##### Given data #####

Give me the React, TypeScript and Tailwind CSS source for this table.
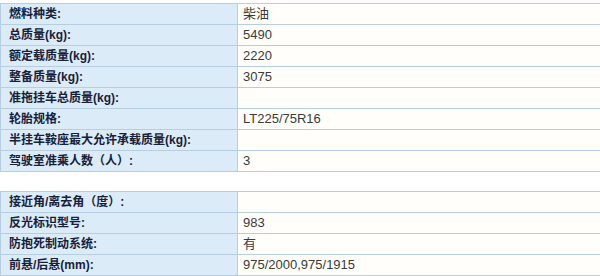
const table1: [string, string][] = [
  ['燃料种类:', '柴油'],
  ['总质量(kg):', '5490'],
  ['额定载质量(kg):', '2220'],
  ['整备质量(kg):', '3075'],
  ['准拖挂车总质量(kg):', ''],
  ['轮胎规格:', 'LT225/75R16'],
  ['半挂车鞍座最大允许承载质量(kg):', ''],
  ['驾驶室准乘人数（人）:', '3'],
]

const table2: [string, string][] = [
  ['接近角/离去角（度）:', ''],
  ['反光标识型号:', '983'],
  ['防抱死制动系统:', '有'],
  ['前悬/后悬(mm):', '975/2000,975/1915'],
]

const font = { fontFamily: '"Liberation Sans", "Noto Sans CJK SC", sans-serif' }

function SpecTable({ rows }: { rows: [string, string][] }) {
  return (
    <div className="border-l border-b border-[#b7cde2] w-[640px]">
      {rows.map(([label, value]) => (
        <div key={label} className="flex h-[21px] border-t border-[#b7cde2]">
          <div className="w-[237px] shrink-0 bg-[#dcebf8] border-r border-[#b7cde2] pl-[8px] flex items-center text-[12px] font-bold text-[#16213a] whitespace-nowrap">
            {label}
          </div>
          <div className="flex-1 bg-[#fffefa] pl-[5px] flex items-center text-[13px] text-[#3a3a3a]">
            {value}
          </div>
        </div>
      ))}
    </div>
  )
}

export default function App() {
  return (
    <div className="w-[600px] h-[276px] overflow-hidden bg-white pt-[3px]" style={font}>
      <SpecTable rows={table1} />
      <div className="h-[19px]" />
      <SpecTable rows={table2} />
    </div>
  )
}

#####
##### Given data #####

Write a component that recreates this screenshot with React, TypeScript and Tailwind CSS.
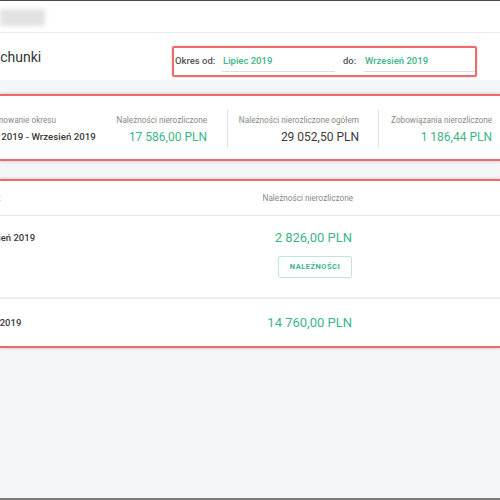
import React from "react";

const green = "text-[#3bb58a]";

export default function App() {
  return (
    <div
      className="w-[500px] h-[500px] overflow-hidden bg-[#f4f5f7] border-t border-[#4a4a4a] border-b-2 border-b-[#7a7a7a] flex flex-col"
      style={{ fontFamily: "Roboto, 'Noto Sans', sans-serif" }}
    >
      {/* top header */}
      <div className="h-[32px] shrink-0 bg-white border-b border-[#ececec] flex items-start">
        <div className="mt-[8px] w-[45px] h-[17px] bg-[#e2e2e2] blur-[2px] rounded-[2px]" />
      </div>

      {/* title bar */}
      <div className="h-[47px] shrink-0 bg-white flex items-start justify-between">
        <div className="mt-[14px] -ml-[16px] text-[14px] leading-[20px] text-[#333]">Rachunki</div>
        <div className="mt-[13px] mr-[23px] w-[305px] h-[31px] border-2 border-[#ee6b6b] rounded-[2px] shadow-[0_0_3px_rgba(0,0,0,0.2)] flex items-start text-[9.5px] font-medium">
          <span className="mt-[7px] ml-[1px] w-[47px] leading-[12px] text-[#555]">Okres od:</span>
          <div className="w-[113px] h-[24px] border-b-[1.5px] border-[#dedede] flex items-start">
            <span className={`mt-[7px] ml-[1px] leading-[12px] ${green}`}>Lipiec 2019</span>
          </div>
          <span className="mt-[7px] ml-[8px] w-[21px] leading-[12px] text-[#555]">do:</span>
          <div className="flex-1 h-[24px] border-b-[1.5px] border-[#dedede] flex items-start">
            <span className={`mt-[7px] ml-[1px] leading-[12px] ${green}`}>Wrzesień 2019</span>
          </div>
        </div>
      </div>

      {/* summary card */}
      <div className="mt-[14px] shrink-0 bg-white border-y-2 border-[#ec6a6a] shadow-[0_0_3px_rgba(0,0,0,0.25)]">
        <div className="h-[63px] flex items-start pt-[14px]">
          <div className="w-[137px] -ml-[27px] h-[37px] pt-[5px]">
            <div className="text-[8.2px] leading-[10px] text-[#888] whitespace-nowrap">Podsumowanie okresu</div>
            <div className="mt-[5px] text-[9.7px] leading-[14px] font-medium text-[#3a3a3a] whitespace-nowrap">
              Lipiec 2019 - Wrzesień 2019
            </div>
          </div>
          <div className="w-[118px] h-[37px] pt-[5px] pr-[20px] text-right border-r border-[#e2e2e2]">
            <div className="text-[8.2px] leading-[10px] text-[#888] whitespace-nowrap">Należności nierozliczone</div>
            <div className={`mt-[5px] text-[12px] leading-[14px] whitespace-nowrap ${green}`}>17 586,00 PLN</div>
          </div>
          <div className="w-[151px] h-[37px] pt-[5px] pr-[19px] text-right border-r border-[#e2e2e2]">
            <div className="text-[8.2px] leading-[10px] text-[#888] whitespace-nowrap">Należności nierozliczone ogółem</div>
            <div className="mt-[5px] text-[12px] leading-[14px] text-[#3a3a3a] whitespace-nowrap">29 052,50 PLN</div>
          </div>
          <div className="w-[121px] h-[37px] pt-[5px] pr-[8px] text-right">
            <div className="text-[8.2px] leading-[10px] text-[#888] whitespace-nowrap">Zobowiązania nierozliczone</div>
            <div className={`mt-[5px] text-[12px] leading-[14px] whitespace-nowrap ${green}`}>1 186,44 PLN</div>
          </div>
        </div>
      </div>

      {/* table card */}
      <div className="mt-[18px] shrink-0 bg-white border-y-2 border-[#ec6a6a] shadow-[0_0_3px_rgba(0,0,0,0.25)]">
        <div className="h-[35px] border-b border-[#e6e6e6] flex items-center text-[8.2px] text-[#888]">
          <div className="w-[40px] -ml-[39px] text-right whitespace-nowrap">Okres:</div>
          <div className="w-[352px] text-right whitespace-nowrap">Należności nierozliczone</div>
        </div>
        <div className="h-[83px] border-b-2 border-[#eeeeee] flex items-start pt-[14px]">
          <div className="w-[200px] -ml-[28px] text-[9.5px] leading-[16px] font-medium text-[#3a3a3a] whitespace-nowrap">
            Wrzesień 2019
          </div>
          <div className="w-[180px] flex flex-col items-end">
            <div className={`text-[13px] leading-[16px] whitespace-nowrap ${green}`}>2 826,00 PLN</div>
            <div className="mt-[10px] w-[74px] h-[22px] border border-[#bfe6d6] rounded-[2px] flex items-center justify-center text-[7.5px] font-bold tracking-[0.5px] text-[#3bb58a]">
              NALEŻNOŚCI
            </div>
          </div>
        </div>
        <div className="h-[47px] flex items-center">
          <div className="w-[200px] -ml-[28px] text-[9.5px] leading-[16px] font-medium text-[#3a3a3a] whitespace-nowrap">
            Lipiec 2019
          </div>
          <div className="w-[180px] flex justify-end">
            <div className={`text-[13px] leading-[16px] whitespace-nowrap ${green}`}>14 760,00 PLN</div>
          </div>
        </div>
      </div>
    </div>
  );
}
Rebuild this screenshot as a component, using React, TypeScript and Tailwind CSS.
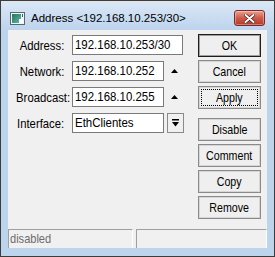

#####

Short task ▸ Count how many lines contain "component" and give only that count.

Completed exercise ▸ 2